Friday, July 19, 2019

Russell Rouse's The Fastest Gun Alive 1956

The Fastest Gun Alive is a terrific little Western, giving life to some cliched situations and standard characters.  In some ways this MGM film has something for everyone --  action, a complex love story, dancing teenagers, a little boy with a toy gun -- but director Russell Rouse, who only directed eleven films but also wrote some superb ones (especially D.O.A. in 1949), brings the characters and conflicts to vivid life in this film that takes place in 1889, as civilization is taking over the Wild West.

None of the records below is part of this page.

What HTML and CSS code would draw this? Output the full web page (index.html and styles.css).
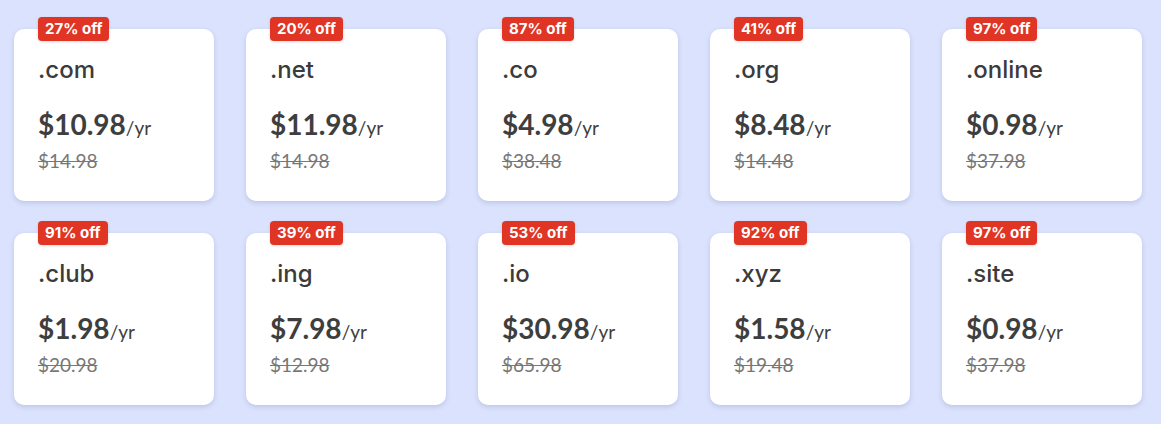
FILE: index.html
```html
<!DOCTYPE html>
<html>
<head>
<meta charset="utf-8">
<link rel="stylesheet" href="styles.css">
</head>
<body>
<div class="grid">
  <div class="card"><span class="badge">27% off</span><div class="tld">.com</div><div class="price">$10.98<span class="per">/yr</span></div><div class="old">$14.98</div></div>
  <div class="card"><span class="badge">20% off</span><div class="tld">.net</div><div class="price">$11.98<span class="per">/yr</span></div><div class="old">$14.98</div></div>
  <div class="card"><span class="badge">87% off</span><div class="tld">.co</div><div class="price">$4.98<span class="per">/yr</span></div><div class="old">$38.48</div></div>
  <div class="card"><span class="badge">41% off</span><div class="tld">.org</div><div class="price">$8.48<span class="per">/yr</span></div><div class="old">$14.48</div></div>
  <div class="card"><span class="badge">97% off</span><div class="tld">.online</div><div class="price">$0.98<span class="per">/yr</span></div><div class="old">$37.98</div></div>
  <div class="card"><span class="badge">91% off</span><div class="tld">.club</div><div class="price">$1.98<span class="per">/yr</span></div><div class="old">$20.98</div></div>
  <div class="card"><span class="badge">39% off</span><div class="tld">.ing</div><div class="price">$7.98<span class="per">/yr</span></div><div class="old">$12.98</div></div>
  <div class="card"><span class="badge">53% off</span><div class="tld">.io</div><div class="price">$30.98<span class="per">/yr</span></div><div class="old">$65.98</div></div>
  <div class="card"><span class="badge">92% off</span><div class="tld">.xyz</div><div class="price">$1.58<span class="per">/yr</span></div><div class="old">$19.48</div></div>
  <div class="card"><span class="badge">97% off</span><div class="tld">.site</div><div class="price">$0.98<span class="per">/yr</span></div><div class="old">$37.98</div></div>
</div>
</body>
</html>
```
FILE: styles.css
```css
html, body {
  margin: 0;
  padding: 0;
  background: #dae2fd;
  font-family: Lato, "Noto Sans", sans-serif;
  color: #3e3e3e;
}
.grid {
  display: grid;
  grid-template-columns: repeat(5, 200px);
  column-gap: 32px;
  row-gap: 32px;
  padding: 29px 14px;
}
.card {
  position: relative;
  background: #fff;
  border-radius: 10px;
  height: 172px;
  box-sizing: border-box;
  padding: 26px 24px 0;
  box-shadow: 0 2px 5px rgba(60, 70, 120, 0.18);
}
.badge {
  position: absolute;
  left: 24px;
  top: -12px;
  height: 24px;
  line-height: 24px;
  padding: 0 7px;
  background: #e03424;
  color: #fff;
  border-radius: 4px;
  font-family: Inter, "Open Sans", sans-serif;
  font-weight: 700;
  font-size: 15px;
  box-shadow: 0 1px 3px rgba(0,0,0,0.15);
}
.tld {
  font-family: Inter, "Noto Sans", sans-serif;
  font-size: 24px;
  font-weight: 500;
  line-height: 30px;
  color: #3b3b3b;
}
.price {
  margin-top: 22px;
  font-size: 28px;
  font-weight: 700;
  line-height: 34px;
}
.per {
  font-size: 19px;
  font-weight: 400;
}
.old {
  margin-top: 4px;
  font-size: 19px;
  color: #777;
  text-decoration: line-through;
  line-height: 24px;
}
```
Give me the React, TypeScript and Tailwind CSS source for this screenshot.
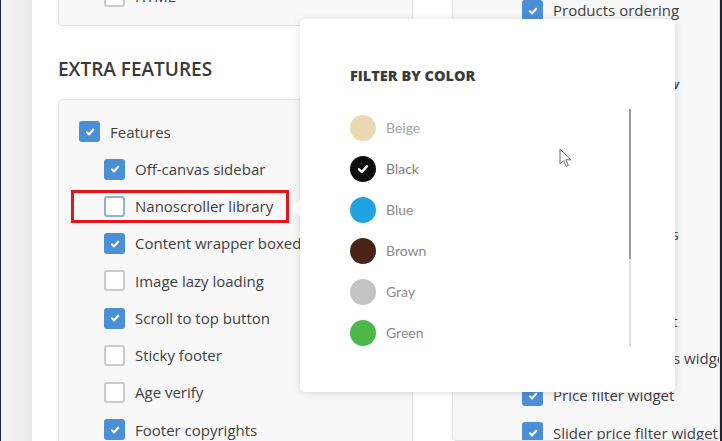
import clsx from 'clsx';

type Opt = { label: string; on?: boolean; focus?: boolean; gap?: boolean; note?: boolean; tight?: boolean };

function Box({ on, focus }: { on?: boolean; focus?: boolean }) {
  if (on) {
    return (
      <span className="flex h-[21px] w-[21px] shrink-0 items-center justify-center rounded-[3px] bg-[#4b8fd6]">
        <svg width="12" height="12" viewBox="0 0 12 12">
          <path d="M2.9 6.3 5.1 8.4 9.2 3.7" fill="none" stroke="#fff" strokeWidth="2.1" strokeLinecap="round" strokeLinejoin="round" />
        </svg>
      </span>
    );
  }
  return (
    <span
      className={clsx(
        'h-[21px] w-[21px] shrink-0 rounded-[3px] border-2 bg-white',
        focus ? 'border-[#8cb2e0]' : 'border-[#cbcbcb]'
      )}
    />
  );
}

function Option({ label, on, focus, gap, note, tight, children }: Opt & { children?: React.ReactNode }) {
  return (
    <div className={clsx('relative flex h-[37.25px] items-center gap-[10px]', gap && 'mt-[12.5px]')}>
      <Box on={on} focus={focus} />
      <span
        className={clsx(
          'whitespace-nowrap text-[#3f3f3f]',
          note ? 'text-[13px] font-semibold italic' : 'text-[15px]',
          tight && 'tracking-[-0.3px]'
        )}
      >
        {label}
      </span>
      {children}
    </div>
  );
}

const features: Opt[] = [
  { label: 'Off-canvas sidebar', on: true },
  { label: 'Nanoscroller library', focus: true },
  { label: 'Content wrapper boxed', on: true },
  { label: 'Image lazy loading' },
  { label: 'Scroll to top button', on: true },
  { label: 'Sticky footer' },
  { label: 'Age verify' },
  { label: 'Footer copyrights', on: true },
];

const shop: Opt[] = [
  { label: 'Products ordering', on: true },
  { label: 'Catalog mode', on: true },
  { label: 'Product grid/list view', note: true },
  { label: 'Quick view', on: true },
  { label: 'Quick shop', on: true },
  { label: 'Wishlist', on: true },
  { label: 'Product categories', on: true, tight: true },
  { label: 'Product filters', on: true, gap: true },
  { label: 'Categories widget', on: true },
  { label: 'Product attributes widget', on: true },
  { label: 'Price filter widget', on: true },
  { label: 'Slider price filter widget', on: true },
];

const colors = [
  { name: 'Beige', hex: 'bg-[#ead8b3]', text: 'text-[#a3a3a3]' },
  { name: 'Black', hex: 'bg-[#0d0d0d]', text: 'text-[#7d7d7d]', active: true },
  { name: 'Blue', hex: 'bg-[#1fa4e1]', text: 'text-[#8a8a8a]' },
  { name: 'Brown', hex: 'bg-[#4a2317]', text: 'text-[#8a8a8a]' },
  { name: 'Gray', hex: 'bg-[#c3c3c3]', text: 'text-[#8a8a8a]' },
  { name: 'Green', hex: 'bg-[#4cb848]', text: 'text-[#8a8a8a]' },
  { name: 'Orange', hex: 'bg-[#f39c1f]', text: 'text-[#8a8a8a]' },
  { name: 'Red', hex: 'bg-[#e23b3b]', text: 'text-[#8a8a8a]' },
];

export default function App() {
  return (
    <div className="relative flex h-[441px] w-[722px] overflow-hidden bg-white font-['Open_Sans',sans-serif]">
      <div className="w-px shrink-0 bg-[#1f232b]" />
      <div className="w-[31px] shrink-0 bg-linear-to-r from-[#f4f4f4] to-[#e9e9e9]" />

      <div className="flex min-w-0 flex-1 gap-[39px] overflow-hidden pl-[26px]">
        {/* left column */}
        <div className="w-[355px] shrink-0">
          <div className="-mt-[40px] rounded-[4px] border border-[#e2e2e2] bg-[#f8f8f8] pt-[17px] pb-[10px] pl-[45px]">
            <Option label="HTML" />
          </div>
          <h2 className="mt-[31px] mb-[18px] text-[19px] leading-[24px] font-semibold uppercase text-[#3a3a3a]">
            Extra features
          </h2>
          <div className="rounded-[4px] border border-[#e2e2e2] bg-[#f8f8f8] pt-[13px] pb-[40px] pl-[20px]">
            <Option label="Features" on />
            <div className="pl-[25px]">
              {features.map((f) => (
                <Option key={f.label} {...f}>
                  {f.focus && (
                    <span className="absolute -left-[33px] top-[2px] h-[33px] w-[218px] border-[3px] border-[#e8141c]" />
                  )}
                </Option>
              ))}
            </div>
          </div>
        </div>

        {/* right column */}
        <div className="-mt-[20px] min-w-0 flex-1 self-stretch overflow-hidden rounded-[4px] border border-[#e2e2e2] bg-[#f7f7f7] pt-[11px] pl-[69px]">
          {shop.map((s) => (
            <Option key={s.label} {...s} />
          ))}
        </div>
      </div>

      <div className="w-[2px] shrink-0 bg-[#1f232b]" />

      {/* filter popup */}
      <div className="absolute left-[300px] top-[19px] h-[373px] w-[375px] rounded-[5px] bg-white pt-[47px] pl-[50px] shadow-[0_1px_8px_rgba(0,0,0,0.13)]">
        <span className="absolute -left-[8px] top-[181px] h-0 w-0 border-y-[8px] border-r-[8px] border-y-transparent border-r-white" />
        <h3 className="mb-[21px] text-[14.5px] leading-[20px] font-extrabold uppercase text-[#3b3b3b]">Filter by color</h3>
        <div className="flex h-[240px] w-[281px]">
          <ul className="flex-1 overflow-hidden font-['Lato',sans-serif]">
            {colors.map((c) => (
              <li key={c.name} className="flex h-[41px] items-center gap-[10px]">
                <span className={clsx('flex h-[26px] w-[26px] items-center justify-center rounded-full', c.hex)}>
                  {c.active && (
                    <svg width="14" height="14" viewBox="0 0 14 14">
                      <path d="M3 7.3 5.8 10 11 4.2" fill="none" stroke="#fff" strokeWidth="2.4" strokeLinecap="round" strokeLinejoin="round" />
                    </svg>
                  )}
                </span>
                <span className={clsx('text-[14px]', c.text)}>{c.name}</span>
              </li>
            ))}
          </ul>
          <div className="mt-[2px] flex w-[2px] flex-col">
            <div className="h-[150px] bg-[#9b9b9b]" />
            <div className="flex-1 bg-[#dddddd]" />
          </div>
        </div>
      </div>

      {/* mouse pointer */}
      <svg className="absolute left-[559px] top-[148px]" width="13" height="20" viewBox="0 0 13 20">
        <path d="M1 1v15l3.6-3.4 2.6 5.8 2.2-1-2.6-5.6H12z" fill="#fff" stroke="#6b6b6b" strokeWidth="1" strokeLinejoin="round" />
      </svg>
    </div>
  );
}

Glenn Ford plays George Temple, a frustrated storekeeper who has given up guns and alcohol for the sake of his wife (played by Jeanne Crain) and child on the way.  But he gets angry when his customers are always complaining and gets somewhat inebriated, deciding to show his ability with a gun to the townsfolk, who are suitably impressed with his ability to shoot silver dollars in the air.  Then bank robber Vinnie Harold (Broderick Crawford) rides into town with his gang, Taylor Swope (John Dehner) and Dink Wells (Noah Beery) while all the townspeople are in church.  Harold hears that there is a fast gun in town and threatens to burn the town down unless Temple comes out to draw against him.  Temple feels he has no choice but to save the town, even though he has again given up his guns for the sake of his family,  Temple slowly walks into the street from the church and he and Harold shoot it out.

Rouse and his co-writer Frank Gilroy (on whose story the film is based) bring humanity to all the characters,  Temple failed to confront his father's killer while Harold has been trying to prove he's the best ever since his wife ran off with a faro dealer. Swope and Wells leave town ahead of a posse (they had killed the sheriff's brother in another town while robbing a bank) while Harold only cares about proving he's faster than Temple.

This impressive psychological Western was photographed in beautiful black-and-white by George Folsey, who started in films in 1920, with an intelligent score by Andre Previn.  Throughout Rouse uses unusual shots from high angles, suggesting that there might be a higher power watching.  The film starts with the outlaws riding over mountains and past rock formations, identifying them throughout with the wildness of the West, contrasted with the town and its symbols of civilization:  stores and a church.